Amuse 01: Raspberry Sorbet
The meal started with a spoonful raspberry sorbet. Admittedly a bit odd for a starter, but the bracing cold was an effective way to refresh the palate after a days worth of drinking.


Amuse 02: Creamless Corn Soup - with Corn Foam, Croqueta, Crème Fraîche and Lemon Zest
We were presented with a second amuse of scalding hot corn soup, a nice mix of sweet and savory resplendent with the essence of fresh corn. A satisfying soup reminiscent of home cooking but with a panache I certainly wouldn't expect from my home.


01: Watermelon - with Heirloom Tomato, Tomato Membrane, and Tomato Water with Watermelon Ice
Combining watermelon and tomato in a myriad of forms, this dish immediately reminded me of the Watermelon and Sexy Tomato Seeds at Bazaar. However the focus here was more on the theme ingredients, the dish possessing a clean herbaciousness and succulence, pleasing in its very simplicity.

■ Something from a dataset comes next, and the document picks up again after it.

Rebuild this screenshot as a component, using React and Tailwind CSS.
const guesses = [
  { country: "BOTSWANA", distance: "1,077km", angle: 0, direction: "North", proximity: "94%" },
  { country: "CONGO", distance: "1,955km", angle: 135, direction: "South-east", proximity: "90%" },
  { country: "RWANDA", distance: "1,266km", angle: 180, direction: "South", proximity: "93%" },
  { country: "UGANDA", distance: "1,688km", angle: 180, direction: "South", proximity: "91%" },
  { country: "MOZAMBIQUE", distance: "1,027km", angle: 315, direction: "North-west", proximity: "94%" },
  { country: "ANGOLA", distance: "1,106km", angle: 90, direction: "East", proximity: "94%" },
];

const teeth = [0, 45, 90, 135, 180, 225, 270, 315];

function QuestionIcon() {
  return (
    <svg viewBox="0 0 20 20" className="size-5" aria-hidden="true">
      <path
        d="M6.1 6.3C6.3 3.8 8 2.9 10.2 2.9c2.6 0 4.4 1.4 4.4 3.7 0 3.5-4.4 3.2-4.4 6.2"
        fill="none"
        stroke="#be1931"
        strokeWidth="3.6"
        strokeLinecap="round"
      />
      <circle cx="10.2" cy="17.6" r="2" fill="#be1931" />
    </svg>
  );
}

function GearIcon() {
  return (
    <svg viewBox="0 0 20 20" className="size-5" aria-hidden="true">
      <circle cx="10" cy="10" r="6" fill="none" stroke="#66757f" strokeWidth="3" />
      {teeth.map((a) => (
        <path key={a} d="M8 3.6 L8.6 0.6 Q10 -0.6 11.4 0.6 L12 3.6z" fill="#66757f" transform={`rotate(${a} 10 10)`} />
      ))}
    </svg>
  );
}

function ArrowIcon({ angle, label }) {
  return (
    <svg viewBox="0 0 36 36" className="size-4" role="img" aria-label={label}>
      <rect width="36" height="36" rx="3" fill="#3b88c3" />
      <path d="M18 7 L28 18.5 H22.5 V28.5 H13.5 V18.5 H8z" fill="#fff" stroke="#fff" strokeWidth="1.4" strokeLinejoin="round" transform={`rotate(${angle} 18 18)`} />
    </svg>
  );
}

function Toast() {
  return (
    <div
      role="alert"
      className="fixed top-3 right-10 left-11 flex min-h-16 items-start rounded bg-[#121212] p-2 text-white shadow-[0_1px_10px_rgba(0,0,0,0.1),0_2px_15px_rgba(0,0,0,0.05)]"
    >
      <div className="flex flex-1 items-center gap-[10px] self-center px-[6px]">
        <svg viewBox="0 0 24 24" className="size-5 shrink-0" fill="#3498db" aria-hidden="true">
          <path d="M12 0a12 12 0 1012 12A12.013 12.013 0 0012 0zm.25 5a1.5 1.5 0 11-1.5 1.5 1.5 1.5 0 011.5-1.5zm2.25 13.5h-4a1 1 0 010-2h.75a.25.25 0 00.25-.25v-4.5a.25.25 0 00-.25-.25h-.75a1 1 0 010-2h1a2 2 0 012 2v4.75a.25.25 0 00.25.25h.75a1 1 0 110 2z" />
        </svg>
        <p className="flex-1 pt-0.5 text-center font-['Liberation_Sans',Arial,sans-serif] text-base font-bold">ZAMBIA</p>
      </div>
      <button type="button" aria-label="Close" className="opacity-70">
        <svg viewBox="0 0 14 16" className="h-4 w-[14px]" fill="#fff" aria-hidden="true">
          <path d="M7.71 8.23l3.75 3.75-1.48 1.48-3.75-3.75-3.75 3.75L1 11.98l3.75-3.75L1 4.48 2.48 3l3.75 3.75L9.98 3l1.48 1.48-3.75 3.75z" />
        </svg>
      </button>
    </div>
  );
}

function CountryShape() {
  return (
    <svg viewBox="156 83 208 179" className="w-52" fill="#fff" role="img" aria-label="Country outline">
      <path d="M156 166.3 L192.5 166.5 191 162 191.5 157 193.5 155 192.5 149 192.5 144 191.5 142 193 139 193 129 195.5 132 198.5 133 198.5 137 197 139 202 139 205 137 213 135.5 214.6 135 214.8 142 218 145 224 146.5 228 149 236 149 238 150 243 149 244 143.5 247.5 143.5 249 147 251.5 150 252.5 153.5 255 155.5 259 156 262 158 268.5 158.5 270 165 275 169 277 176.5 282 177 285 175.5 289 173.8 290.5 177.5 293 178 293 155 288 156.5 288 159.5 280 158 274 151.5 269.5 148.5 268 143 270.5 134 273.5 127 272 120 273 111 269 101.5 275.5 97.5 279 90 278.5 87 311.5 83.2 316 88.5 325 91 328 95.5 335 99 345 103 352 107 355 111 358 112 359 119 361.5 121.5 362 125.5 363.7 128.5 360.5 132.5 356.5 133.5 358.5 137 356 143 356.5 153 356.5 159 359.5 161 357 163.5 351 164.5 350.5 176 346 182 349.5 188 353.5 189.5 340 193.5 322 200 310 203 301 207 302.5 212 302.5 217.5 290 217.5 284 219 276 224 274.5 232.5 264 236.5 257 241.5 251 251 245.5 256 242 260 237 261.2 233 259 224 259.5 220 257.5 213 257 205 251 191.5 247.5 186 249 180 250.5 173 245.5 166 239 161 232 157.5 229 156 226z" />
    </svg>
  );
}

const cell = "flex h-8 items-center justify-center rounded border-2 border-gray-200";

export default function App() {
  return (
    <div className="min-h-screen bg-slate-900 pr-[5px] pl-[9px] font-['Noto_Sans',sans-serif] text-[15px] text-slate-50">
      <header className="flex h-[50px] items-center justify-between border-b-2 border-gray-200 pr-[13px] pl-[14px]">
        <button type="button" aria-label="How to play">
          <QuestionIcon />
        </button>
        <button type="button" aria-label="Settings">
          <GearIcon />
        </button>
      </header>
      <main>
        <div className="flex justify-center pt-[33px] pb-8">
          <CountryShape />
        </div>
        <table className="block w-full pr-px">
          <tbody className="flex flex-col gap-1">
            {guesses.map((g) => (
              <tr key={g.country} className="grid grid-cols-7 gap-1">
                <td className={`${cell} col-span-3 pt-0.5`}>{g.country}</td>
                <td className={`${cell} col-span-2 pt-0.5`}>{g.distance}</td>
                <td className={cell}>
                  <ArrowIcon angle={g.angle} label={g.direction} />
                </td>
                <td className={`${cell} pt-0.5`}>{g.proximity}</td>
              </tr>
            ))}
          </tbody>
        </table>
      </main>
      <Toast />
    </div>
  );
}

02: Sous Vide Pork Belly - Roasted Pineapple, Corn Frijole
The two previous dishes I could conceivably see a very skilled cook making at home, but I don't know many people who have their own sous vide machines. Still this was easily one of the best dishes of the night. Utterly tender and rich, I believe the term "pork belly puree" was bandied about when describing this course. So delicious I couldn't bear to taint the pork by mixing it with the pineapple or frijole.

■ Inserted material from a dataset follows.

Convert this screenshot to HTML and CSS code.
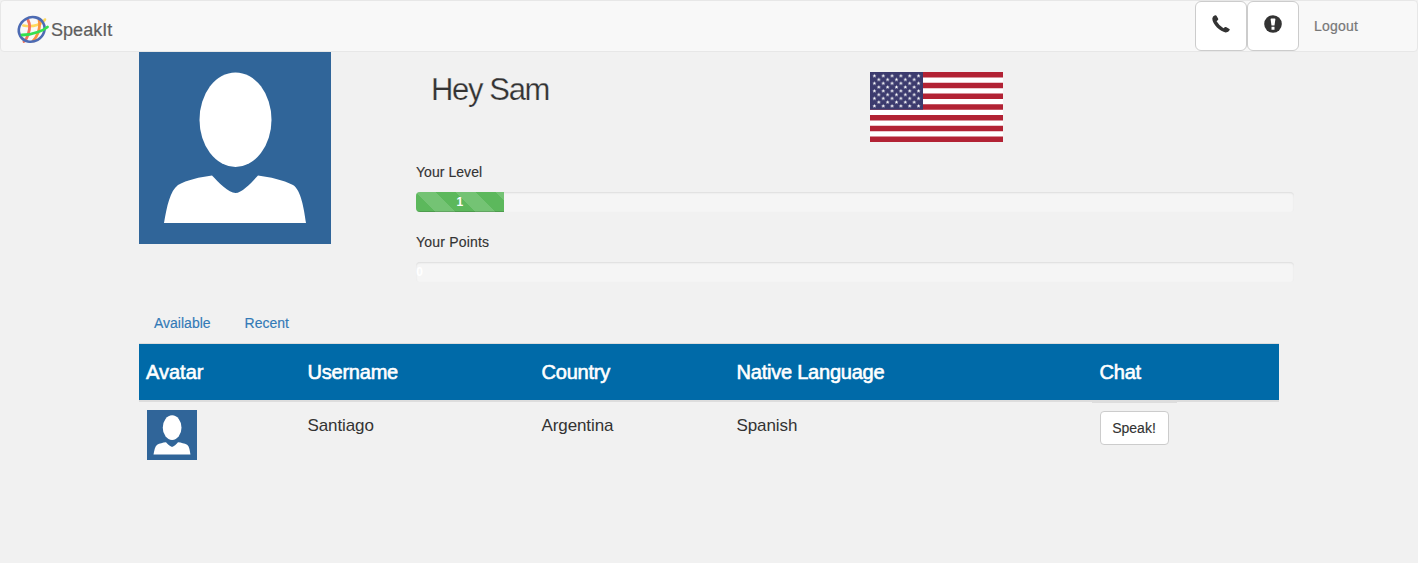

03: Pan Seared Halibut - with Corn Succotash, Vegetable Fritter
Probably the weakest course of the night. The halibut was nicely browned on one side, giving a touch of savoriness though on the whole the fish was somewhat dry. The corn and vegetable fritter were a bit blunt giving the dish a heavy sweetness.


04: Oak Grilled Prime Rib Eye - "New Style" Panzanella with Summer Garden Vegetables
The steak was served with traditional sides of fresh vegetables and mashed potatoes as well as panzanella, a bread salad including tomatoes basil olive oil, as well as any other suitable leftovers. A very simply cooked steak, but for the quality of the meat, I wouldn't be surprised to find this at a family barbecue. As with the pork belly, the quality of the beef was superb and it felt like an injustice mixing the beef with any of the accompaniments.


05: Butterscotch Pudding - with Vanilla Cream, and Cookie
A straightforward dessert with a note of pure butterscotch. Think butterscotch jello pudding but subtly better in a myriad of ways.


06: Dessert Sampler
Not sure that this was on the menu, but it looked like a combination of several other desserts including a roasted summer peach with a caramel peach ice cream sandwich and peach iced tea, a six layer devils food cake, and house made chocolate ice cream with chocolate ganache. My favorite was the ice cream sandwich, blending a sweet & sour ice cream with sticky chewy dark chocolate cookies.






Of course the biggest draw of dinner at Root 246 was the ability to see the kitchen at work. The night we were there Chef Ogden was overseeing everything before it goes out and making sure the kitchen is up to his standards. Chef Ogden runs a very efficient kitchen, for most of the night the kitchen ran smoothly and quietly. Even when things got hectic there wasn't any screaming, rather a sternness creeps into Chef Ogden's and the staff seems to move with just a bit more alacrity.




It still seems a bit odd to find a celebrity chef opening a restaurant in a sleepy little burg like Solvang but after hearing the philosophy of the restaurant it makes sense. Espousing the "Farm-to-Table" philosophy, the restaurant sources most of its ingredients from the surrounding farms. While admirable, I don't put much stock into the whole sustainable farming and local sourcing that seems to be so en vogue these days. I am of the opinion that restaurants should make the best food possible and if they can do so in an environmentally responsible fashion so much the better. Happily Root 246 combines the two effectively into a little oasis of elegant yet homey food in the middle of wine country. I don't know that I'd ever make a trip specifically to dine at Root 246 but if I am ever out in wine country again I know where I'll be going for dinner.

3 comments:

Charlie Fu said...

the pork belly looks delicious. I'll have to put this on my list next time I go visit the area! I've heard good things from my friends

Chris said...

I fell in love with Bradley Ogden's creations at his restaurant in Caesar's Palace years ago. Needless to say I was thrilled to find out he was opening an establishment closer to me, I have a home in Santa Barbara. I haven't dined there yet, but judging by your review it is just what I expected. I believe his theory is to establish himself as the predominant restaurant in our burgeoning wine country. Kudos to Mr. Ogden and I appreciate your words.

Chris

Deardemonalcohol.blogspot.com

Epicuryan said...

Charlie,

The belly was quite good, looks like they have changed the preparation a bit since I went. Let me know what you think when you go.

Chris,

You are probably right that Chef Ogden is getting a jump on the competition in SB. I have heard nothing but great things from others who have been and I am curious what you think.